Course Description

In addition to a long history of contact between African languages, the introduction of colonial languages has played a significant role in the linguistic reality of many African communities. More recently, in rapidly changing postcolonial societies, the spread of education, urbanization, and access to technology has further intensified the presence of the European languages, offering ample opportunities for the study of the mechanisms and outcomes of language contact. In this course, we will survey a wide variety of contact phenomena and examine case studies in the context of the African continent. Topics to be discussed include code switching, lexical borrowing, structural convergence, the emergence of new contact varieties, and language shift. Special focus will be on the interaction between diglossia and bilingualism in North Africa, the emergence of pidgins and creoles in West Africa, and urban vernaculars in East and South Africa.

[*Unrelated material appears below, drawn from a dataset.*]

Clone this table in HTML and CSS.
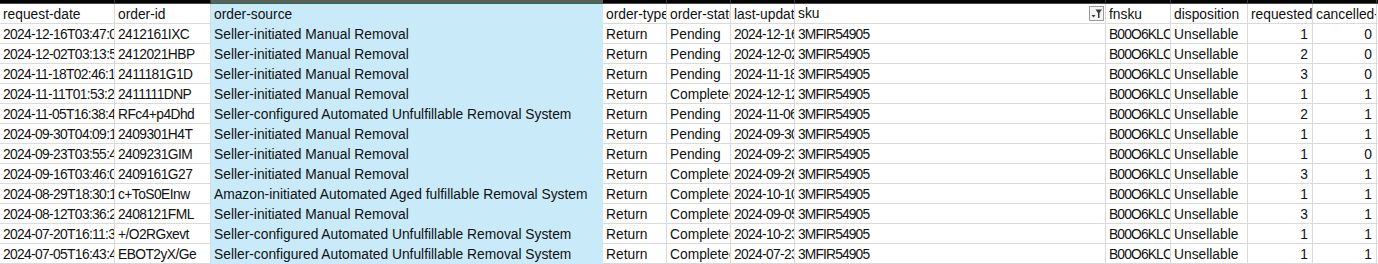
FILE: index.html
```html
<!DOCTYPE html>
<html>
<head>
<meta charset="utf-8">
<link rel="stylesheet" href="styles.css">
</head>
<body>
<div class="sheet">
  <div class="row bar">
    <div></div><div></div><div class="sel"></div><div></div><div></div><div></div><div></div><div></div><div></div><div></div><div></div><div></div>
  </div>
  <div class="row head">
    <div class="c">request-date</div><div class="c">order-id</div><div class="c sel">order-source</div><div class="c">order-type</div><div class="c">order-status</div><div class="c">last-updated-date</div>
    <div class="c filt"><span>sku</span><span class="fbtn"><svg width="13" height="13" viewBox="0 0 13 13"><polygon points="5.5,2.5 12,2.5 9.5,6 9.5,11 8,11 8,6" fill="#3c3c3c"/><polygon points="1.5,8 5.5,8 3.5,10.5" fill="#3c3c3c"/></svg></span></div>
    <div class="c">fnsku</div><div class="c">disposition</div><div class="c">requested-quantity</div><div class="c">cancelled-quantity</div><div class="c">disposed-quantity</div>
  </div>
  <div class="row">
    <div class="c">2024-12-16T03:47:05+00:00</div><div class="c">2412161IXC</div><div class="c sel">Seller-initiated Manual Removal</div><div class="c">Return</div><div class="c">Pending</div><div class="c">2024-12-16T03:47:05+00:00</div><div class="c">3MFIR54905</div><div class="c">B00O6KLCQ0</div><div class="c">Unsellable</div><div class="c num">1</div><div class="c num">0</div><div class="c num">0</div>
  </div>
  <div class="row">
    <div class="c">2024-12-02T03:13:58+00:00</div><div class="c">2412021HBP</div><div class="c sel">Seller-initiated Manual Removal</div><div class="c">Return</div><div class="c">Pending</div><div class="c">2024-12-02T03:13:58+00:00</div><div class="c">3MFIR54905</div><div class="c">B00O6KLCQ0</div><div class="c">Unsellable</div><div class="c num">2</div><div class="c num">0</div><div class="c num">0</div>
  </div>
  <div class="row">
    <div class="c">2024-11-18T02:46:12+00:00</div><div class="c">2411181G1D</div><div class="c sel">Seller-initiated Manual Removal</div><div class="c">Return</div><div class="c">Pending</div><div class="c">2024-11-18T02:46:12+00:00</div><div class="c">3MFIR54905</div><div class="c">B00O6KLCQ0</div><div class="c">Unsellable</div><div class="c num">3</div><div class="c num">0</div><div class="c num">0</div>
  </div>
  <div class="row">
    <div class="c">2024-11-11T01:53:24+00:00</div><div class="c">2411111DNP</div><div class="c sel">Seller-initiated Manual Removal</div><div class="c">Return</div><div class="c">Completed</div><div class="c">2024-12-12T10:21:40+00:00</div><div class="c">3MFIR54905</div><div class="c">B00O6KLCQ0</div><div class="c">Unsellable</div><div class="c num">1</div><div class="c num">1</div><div class="c num">0</div>
  </div>
  <div class="row">
    <div class="c">2024-11-05T16:38:41+00:00</div><div class="c">RFc4+p4Dhd</div><div class="c sel">Seller-configured Automated Unfulfillable Removal System</div><div class="c">Return</div><div class="c">Pending</div><div class="c">2024-11-06T09:14:33+00:00</div><div class="c">3MFIR54905</div><div class="c">B00O6KLCQ0</div><div class="c">Unsellable</div><div class="c num">2</div><div class="c num">1</div><div class="c num">0</div>
  </div>
  <div class="row">
    <div class="c">2024-09-30T04:09:17+00:00</div><div class="c">2409301H4T</div><div class="c sel">Seller-initiated Manual Removal</div><div class="c">Return</div><div class="c">Pending</div><div class="c">2024-09-30T04:09:17+00:00</div><div class="c">3MFIR54905</div><div class="c">B00O6KLCQ0</div><div class="c">Unsellable</div><div class="c num">1</div><div class="c num">1</div><div class="c num">0</div>
  </div>
  <div class="row">
    <div class="c">2024-09-23T03:55:40+00:00</div><div class="c">2409231GIM</div><div class="c sel">Seller-initiated Manual Removal</div><div class="c">Return</div><div class="c">Pending</div><div class="c">2024-09-23T03:55:40+00:00</div><div class="c">3MFIR54905</div><div class="c">B00O6KLCQ0</div><div class="c">Unsellable</div><div class="c num">1</div><div class="c num">0</div><div class="c num">0</div>
  </div>
  <div class="row">
    <div class="c">2024-09-16T03:46:02+00:00</div><div class="c">2409161G27</div><div class="c sel">Seller-initiated Manual Removal</div><div class="c">Return</div><div class="c">Completed</div><div class="c">2024-09-26T11:02:19+00:00</div><div class="c">3MFIR54905</div><div class="c">B00O6KLCQ0</div><div class="c">Unsellable</div><div class="c num">3</div><div class="c num">1</div><div class="c num">0</div>
  </div>
  <div class="row">
    <div class="c">2024-08-29T18:30:11+00:00</div><div class="c">c+ToS0EInw</div><div class="c sel">Amazon-initiated Automated Aged fulfillable Removal System</div><div class="c">Return</div><div class="c">Completed</div><div class="c">2024-10-10T07:45:52+00:00</div><div class="c">3MFIR54905</div><div class="c">B00O6KLCQ0</div><div class="c">Unsellable</div><div class="c num">1</div><div class="c num">1</div><div class="c num">0</div>
  </div>
  <div class="row">
    <div class="c">2024-08-12T03:36:20+00:00</div><div class="c">2408121FML</div><div class="c sel">Seller-initiated Manual Removal</div><div class="c">Return</div><div class="c">Completed</div><div class="c">2024-09-05T14:28:09+00:00</div><div class="c">3MFIR54905</div><div class="c">B00O6KLCQ0</div><div class="c">Unsellable</div><div class="c num">3</div><div class="c num">1</div><div class="c num">0</div>
  </div>
  <div class="row">
    <div class="c">2024-07-20T16:11:37+00:00</div><div class="c">+/O2RGxevt</div><div class="c sel">Seller-configured Automated Unfulfillable Removal System</div><div class="c">Return</div><div class="c">Completed</div><div class="c">2024-10-23T05:33:48+00:00</div><div class="c">3MFIR54905</div><div class="c">B00O6KLCQ0</div><div class="c">Unsellable</div><div class="c num">1</div><div class="c num">1</div><div class="c num">0</div>
  </div>
  <div class="row">
    <div class="c">2024-07-05T16:43:49+00:00</div><div class="c">EBOT2yX/Ge</div><div class="c sel">Seller-configured Automated Unfulfillable Removal System</div><div class="c">Return</div><div class="c">Completed</div><div class="c">2024-07-23T12:16:25+00:00</div><div class="c">3MFIR54905</div><div class="c">B00O6KLCQ0</div><div class="c">Unsellable</div><div class="c num">1</div><div class="c num">1</div><div class="c num">0</div>
  </div>
</div>
</body>
</html>
```

FILE: styles.css
```css
html, body {
  margin: 0;
  padding: 0;
  background: #ffffff;
  overflow: hidden;
}

.sheet {
  width: 1378px;
  overflow: hidden;
  font-family: "Liberation Sans", Arial, sans-serif;
  font-size: 13.8px;
  color: #111111;
}

.row {
  display: grid;
  grid-template-columns: 115px 96px 392px 64px 64px 64px 311px 65px 77px 65px 64px 80px;
}

.c {
  box-sizing: border-box;
  height: 20px;
  line-height: 19px;
  padding: 1px 2px 0 3px;
  border-right: 1px solid #dadada;
  border-bottom: 1px solid #dadada;
  white-space: nowrap;
  overflow: hidden;
  background: #ffffff;
}

/* Aptos-like narrower figures in code/date columns */
.row:not(.head) > .c:nth-child(1),
.row:not(.head) > .c:nth-child(6) {
  letter-spacing: -0.65px;
}

.row:not(.head) > .c:nth-child(2) {
  letter-spacing: -0.55px;
}

.row:not(.head) > .c:nth-child(7),
.row:not(.head) > .c:nth-child(8) {
  letter-spacing: -0.85px;
}

.c.sel {
  background: #c8eaf9;
  border-right-color: #c8eaf9;
  border-bottom-color: #c8eaf9;
}

.c.num {
  text-align: right;
  padding: 1px 4px 0 2px;
}

.c.filt {
  display: flex;
  align-items: center;
  justify-content: space-between;
  padding-top: 0;
  padding-right: 1px;
}

.fbtn {
  box-sizing: border-box;
  width: 15px;
  height: 15px;
  border: 1px solid #9a9a9a;
  background: #f4f4f4;
  display: flex;
  align-items: center;
  justify-content: center;
}

.fbtn svg {
  display: block;
}

.bar > div {
  box-sizing: border-box;
  height: 4px;
  background: #050505;
  border-right: 1px solid #3a3a3a;
  border-bottom: 1px solid #4a4a4a;
}

.bar > div.sel {
  background: #5d5d5d;
  border-right-color: #5d5d5d;
  border-bottom-color: #1f7a45;
}
```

Area Tags: Sociolinguistics, Variation, Dialects, Language Contact, Creoles

(Session 1) Monday/Thursday 3:00pm – 4:20pm

Location: ILC S413

Instructors: Lotfi Sayahi & John Victor Singler

Lotfi Sayahi is Professor of Linguistics in the Department of Languages, Literatures, and Cultures at the University at Albany, State University of New York. His research focuses on language variation and change in situations of bilingualism and language contact. He is the author of Diglossia and Language Contact: Language Variation and Change in North Africa (Cambridge University Press). He has published more than 30 articles and book chapters that appear in Journal of Sociolinguistics, Journal of Language Contact, International Journal of the Sociology of Language, Journal of Language Sciences, among others.

John Victor Singler is Professor Emeritus of Linguistics at NYU. He holds an M.A. in African Area Studies from SOAS (London) and a Ph.D. in linguistics from UCLA. His areas of specialization include contact linguistics—especially creole studies—and variationist sociolinguistics. He published An Introduction to Liberian English and co-edited A Handbook of Pidgin and Creole Studies (with Silvia Kouwenberg) and a special issue of International Journal of Bilingualism devoted to ‘Codeswitching in West Africa’ (with Evershed Amuzu).